Experiencing War Envelops All The Human Senses, Even Taste, Renee Standera, WISTV, Report from Columbia, SC.
The
sensory experience of the Civil War is the subject of a new book
written by University of South Carolina Distinguished Professor Mark
Smith. It's titled The Smell of Battle, the Taste of Siege. "My aim here...is to add texture to the experience of war," he said. "What did it mean? How did it feel?"
From
the first shots at Fort Sumter, to the Hunley submarine and the burning
of Columbia, South Carolina is featured throughout the book. "My
thinking was to identify a very well-known event during the Civil War
and then look at the sources. What do the sources say about the sensory
experience of that event?" he said.
Each
sense is related to an incident in the Civil War. It opens with the
sense of sound related to the firing on Fort Sumter in 1861. "The
war literally began with a bang in South Carolina...This was the first
time that people had heard the sound of war, for many, many years at
least. That's what they commented on."
The first battle of Bull Run represents the sense of sight. "First
Bull Run was principally a conversation and an event about confusion.
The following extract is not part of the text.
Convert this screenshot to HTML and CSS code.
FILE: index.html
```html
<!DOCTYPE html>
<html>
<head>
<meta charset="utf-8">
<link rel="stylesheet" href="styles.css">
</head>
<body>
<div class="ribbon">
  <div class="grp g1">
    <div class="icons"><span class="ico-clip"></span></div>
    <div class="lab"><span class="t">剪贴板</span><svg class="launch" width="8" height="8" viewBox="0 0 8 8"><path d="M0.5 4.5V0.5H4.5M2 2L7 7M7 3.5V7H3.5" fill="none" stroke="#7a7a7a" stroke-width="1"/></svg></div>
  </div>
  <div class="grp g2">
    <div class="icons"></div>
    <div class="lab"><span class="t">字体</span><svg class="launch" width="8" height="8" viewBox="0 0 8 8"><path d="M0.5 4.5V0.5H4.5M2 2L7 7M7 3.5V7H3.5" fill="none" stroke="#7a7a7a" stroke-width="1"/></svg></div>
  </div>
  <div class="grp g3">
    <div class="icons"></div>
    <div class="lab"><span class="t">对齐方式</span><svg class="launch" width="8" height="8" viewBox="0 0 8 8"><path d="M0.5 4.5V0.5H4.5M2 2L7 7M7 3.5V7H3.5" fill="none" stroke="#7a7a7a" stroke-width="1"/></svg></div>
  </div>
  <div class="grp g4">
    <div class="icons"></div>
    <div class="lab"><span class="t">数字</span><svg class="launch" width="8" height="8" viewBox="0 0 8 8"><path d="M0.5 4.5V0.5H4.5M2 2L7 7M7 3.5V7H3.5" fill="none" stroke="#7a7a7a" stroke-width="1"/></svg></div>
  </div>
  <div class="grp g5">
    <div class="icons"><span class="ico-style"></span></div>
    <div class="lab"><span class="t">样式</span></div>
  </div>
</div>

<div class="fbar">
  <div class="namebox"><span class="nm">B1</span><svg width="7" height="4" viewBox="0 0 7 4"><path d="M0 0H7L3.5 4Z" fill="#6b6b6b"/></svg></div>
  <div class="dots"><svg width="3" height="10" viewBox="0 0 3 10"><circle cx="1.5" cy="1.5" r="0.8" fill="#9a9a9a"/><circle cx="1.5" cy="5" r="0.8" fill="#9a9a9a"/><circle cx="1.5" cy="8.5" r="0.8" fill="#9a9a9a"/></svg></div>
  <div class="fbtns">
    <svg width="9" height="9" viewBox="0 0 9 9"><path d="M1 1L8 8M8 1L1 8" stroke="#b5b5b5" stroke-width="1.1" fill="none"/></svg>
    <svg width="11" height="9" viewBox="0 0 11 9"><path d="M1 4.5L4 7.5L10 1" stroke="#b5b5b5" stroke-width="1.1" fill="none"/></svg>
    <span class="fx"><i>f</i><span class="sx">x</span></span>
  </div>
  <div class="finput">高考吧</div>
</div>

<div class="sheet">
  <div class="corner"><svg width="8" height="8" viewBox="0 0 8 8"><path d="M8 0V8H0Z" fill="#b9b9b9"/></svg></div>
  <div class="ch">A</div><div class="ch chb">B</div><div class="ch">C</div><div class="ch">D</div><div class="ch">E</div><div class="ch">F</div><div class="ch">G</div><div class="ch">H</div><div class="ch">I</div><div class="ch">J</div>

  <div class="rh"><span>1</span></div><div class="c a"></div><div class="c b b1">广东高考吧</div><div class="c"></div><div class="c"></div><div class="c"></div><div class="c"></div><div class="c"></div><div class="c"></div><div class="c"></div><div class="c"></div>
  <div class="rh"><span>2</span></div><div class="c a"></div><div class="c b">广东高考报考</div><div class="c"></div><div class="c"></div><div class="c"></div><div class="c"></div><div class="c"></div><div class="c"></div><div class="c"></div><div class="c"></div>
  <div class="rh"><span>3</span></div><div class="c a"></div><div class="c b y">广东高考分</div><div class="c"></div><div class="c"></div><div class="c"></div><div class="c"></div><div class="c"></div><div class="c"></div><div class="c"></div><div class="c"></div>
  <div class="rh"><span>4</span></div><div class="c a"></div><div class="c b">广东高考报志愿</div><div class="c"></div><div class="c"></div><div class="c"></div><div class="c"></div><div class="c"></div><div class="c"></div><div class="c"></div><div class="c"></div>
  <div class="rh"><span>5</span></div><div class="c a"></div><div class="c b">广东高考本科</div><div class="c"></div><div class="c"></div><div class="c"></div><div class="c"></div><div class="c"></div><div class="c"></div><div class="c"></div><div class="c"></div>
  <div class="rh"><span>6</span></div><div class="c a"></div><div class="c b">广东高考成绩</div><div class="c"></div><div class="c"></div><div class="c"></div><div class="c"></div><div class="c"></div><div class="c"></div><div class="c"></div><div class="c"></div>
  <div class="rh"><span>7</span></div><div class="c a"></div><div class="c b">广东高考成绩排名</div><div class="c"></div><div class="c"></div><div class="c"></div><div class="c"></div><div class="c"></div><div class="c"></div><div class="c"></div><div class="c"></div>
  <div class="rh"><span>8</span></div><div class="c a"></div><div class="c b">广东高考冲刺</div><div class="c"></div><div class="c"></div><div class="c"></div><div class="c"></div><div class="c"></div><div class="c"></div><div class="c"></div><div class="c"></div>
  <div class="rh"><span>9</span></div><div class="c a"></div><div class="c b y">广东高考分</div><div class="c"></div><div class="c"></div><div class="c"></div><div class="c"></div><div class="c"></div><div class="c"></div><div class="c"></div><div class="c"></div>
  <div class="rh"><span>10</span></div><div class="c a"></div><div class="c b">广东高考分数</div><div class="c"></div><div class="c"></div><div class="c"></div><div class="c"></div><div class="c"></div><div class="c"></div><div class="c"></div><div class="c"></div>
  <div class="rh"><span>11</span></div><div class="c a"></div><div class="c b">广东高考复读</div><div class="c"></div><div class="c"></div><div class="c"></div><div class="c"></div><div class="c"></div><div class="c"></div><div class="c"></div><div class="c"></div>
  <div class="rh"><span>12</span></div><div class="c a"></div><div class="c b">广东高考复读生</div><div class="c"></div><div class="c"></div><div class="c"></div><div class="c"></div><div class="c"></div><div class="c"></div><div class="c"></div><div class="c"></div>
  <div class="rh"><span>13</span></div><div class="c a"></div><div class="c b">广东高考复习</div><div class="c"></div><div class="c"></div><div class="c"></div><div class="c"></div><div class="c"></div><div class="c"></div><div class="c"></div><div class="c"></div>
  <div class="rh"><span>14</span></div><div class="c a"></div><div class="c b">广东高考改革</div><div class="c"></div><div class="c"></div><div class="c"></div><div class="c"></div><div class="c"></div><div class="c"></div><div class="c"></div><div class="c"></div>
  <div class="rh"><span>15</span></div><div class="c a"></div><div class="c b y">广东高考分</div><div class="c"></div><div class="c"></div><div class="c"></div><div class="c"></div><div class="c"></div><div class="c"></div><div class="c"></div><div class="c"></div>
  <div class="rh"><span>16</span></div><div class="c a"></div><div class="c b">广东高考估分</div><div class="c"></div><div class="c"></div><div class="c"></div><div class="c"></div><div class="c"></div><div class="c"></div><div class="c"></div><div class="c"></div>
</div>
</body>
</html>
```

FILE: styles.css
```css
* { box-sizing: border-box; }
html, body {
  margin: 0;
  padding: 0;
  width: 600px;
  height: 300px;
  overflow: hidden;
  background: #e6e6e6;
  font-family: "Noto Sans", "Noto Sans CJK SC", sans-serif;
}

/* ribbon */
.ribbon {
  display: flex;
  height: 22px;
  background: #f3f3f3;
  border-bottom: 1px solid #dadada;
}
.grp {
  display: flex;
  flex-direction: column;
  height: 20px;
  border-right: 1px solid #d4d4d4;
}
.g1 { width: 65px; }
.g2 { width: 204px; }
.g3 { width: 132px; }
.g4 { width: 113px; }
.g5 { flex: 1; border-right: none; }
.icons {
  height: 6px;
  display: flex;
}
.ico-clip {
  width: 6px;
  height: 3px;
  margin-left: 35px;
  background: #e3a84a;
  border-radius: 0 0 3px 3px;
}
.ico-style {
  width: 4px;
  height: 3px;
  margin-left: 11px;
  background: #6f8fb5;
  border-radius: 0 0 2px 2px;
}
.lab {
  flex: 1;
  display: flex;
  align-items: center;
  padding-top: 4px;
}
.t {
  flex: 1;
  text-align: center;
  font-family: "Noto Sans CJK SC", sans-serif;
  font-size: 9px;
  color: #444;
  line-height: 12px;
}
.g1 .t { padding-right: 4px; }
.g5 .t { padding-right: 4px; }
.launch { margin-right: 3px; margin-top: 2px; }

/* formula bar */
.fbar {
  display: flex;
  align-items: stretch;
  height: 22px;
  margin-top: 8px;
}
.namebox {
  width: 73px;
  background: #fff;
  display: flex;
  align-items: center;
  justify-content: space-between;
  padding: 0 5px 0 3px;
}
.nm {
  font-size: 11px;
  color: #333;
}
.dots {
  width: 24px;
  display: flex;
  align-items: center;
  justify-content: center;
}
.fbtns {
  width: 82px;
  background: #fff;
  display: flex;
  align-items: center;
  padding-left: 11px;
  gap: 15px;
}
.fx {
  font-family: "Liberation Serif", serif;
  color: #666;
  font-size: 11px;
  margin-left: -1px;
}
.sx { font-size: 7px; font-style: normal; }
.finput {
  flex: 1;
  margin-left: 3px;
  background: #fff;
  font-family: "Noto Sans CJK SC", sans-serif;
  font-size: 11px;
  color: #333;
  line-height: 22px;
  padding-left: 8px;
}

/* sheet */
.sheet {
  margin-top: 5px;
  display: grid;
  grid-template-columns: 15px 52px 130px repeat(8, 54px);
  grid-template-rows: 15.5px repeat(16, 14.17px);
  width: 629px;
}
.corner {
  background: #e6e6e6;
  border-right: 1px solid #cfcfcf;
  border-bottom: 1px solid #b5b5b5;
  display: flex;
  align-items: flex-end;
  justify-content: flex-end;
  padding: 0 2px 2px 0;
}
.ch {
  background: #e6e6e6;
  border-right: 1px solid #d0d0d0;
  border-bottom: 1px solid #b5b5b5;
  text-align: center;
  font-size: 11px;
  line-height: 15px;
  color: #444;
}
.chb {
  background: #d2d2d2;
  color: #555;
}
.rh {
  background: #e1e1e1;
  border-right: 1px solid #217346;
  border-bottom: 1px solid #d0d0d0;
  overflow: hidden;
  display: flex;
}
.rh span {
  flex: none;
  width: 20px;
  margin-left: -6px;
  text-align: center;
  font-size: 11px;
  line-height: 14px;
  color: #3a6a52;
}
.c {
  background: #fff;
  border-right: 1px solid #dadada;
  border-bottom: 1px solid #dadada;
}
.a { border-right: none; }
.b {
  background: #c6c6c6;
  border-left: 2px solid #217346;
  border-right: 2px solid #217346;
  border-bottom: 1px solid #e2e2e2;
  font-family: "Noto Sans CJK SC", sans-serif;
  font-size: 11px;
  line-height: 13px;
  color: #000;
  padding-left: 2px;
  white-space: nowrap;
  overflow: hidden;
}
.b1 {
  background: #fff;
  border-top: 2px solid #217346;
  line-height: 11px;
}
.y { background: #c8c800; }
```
Visual confusion," he said. "Troops at this point in time had not
adopted gray or blue, so there were Confederate troops wearing blue.
There were Union forces wearing gray. This caused enormous confusion on
the battlefield."
Smith used the battle of Gettysburg to represent the sense of smell. "More
people died in those hills than any other battle. So many, in fact,
that the technology of death outpaced the technology of burial," said
Smith. "They couldn't bury the corpses fast enough. And, as a result, on
those hot July days, those dead bodies started to reek."Death could be smelled for miles. Death could be smelled for weeks."
The Union siege of Vicksburg represents the sense of taste. "The
siege was simply designed to starve people into submission and that's
precisely what Grant did at Vicksburg," Smith said. "At the beginning of
the siege Southerners -- white Southerners at least -- ate well. Ate
plentifully. By the end of the siege, there had been in revolution in
their palate. They ate anything they could find. Once proud, they were
reduced to eating morsels, scraps fit only for animals."
The sense of touch was represented by the C.S.S. Hunley. "Poignantly,
the eight men who died in that submarine died at their posts," he said.
"They didn't try to clamber out of their seats and they died alone.
They died without human touch and it took over a hundred years for them
to be touched again by another human being."
Smith wraps all the senses into the Union Army's occupation of Columbia and the city's subsequent burning. "Their
presence changed the sensory landscape of Columbia. The noises were
unprecedented. The smells of thousands of troops--their garbage. Their
refuse. And then the smell of a burning city and civilization
evaporating on a cloud. And then they left and the city didn't even look
the same any longer."
Smith is a leading
expert in Civil War History and the senses. The History Channel has
requested an interview with him regarding the subject. "If
you don't pay attention to the role of smell, the role of touch, the
role of sound, taste, including visual, then you come away with a very
antiseptic view of war,"Smith said. "Almost a...a view of war that
suggest it wasn't painful. That somehow it was simply an honorable act."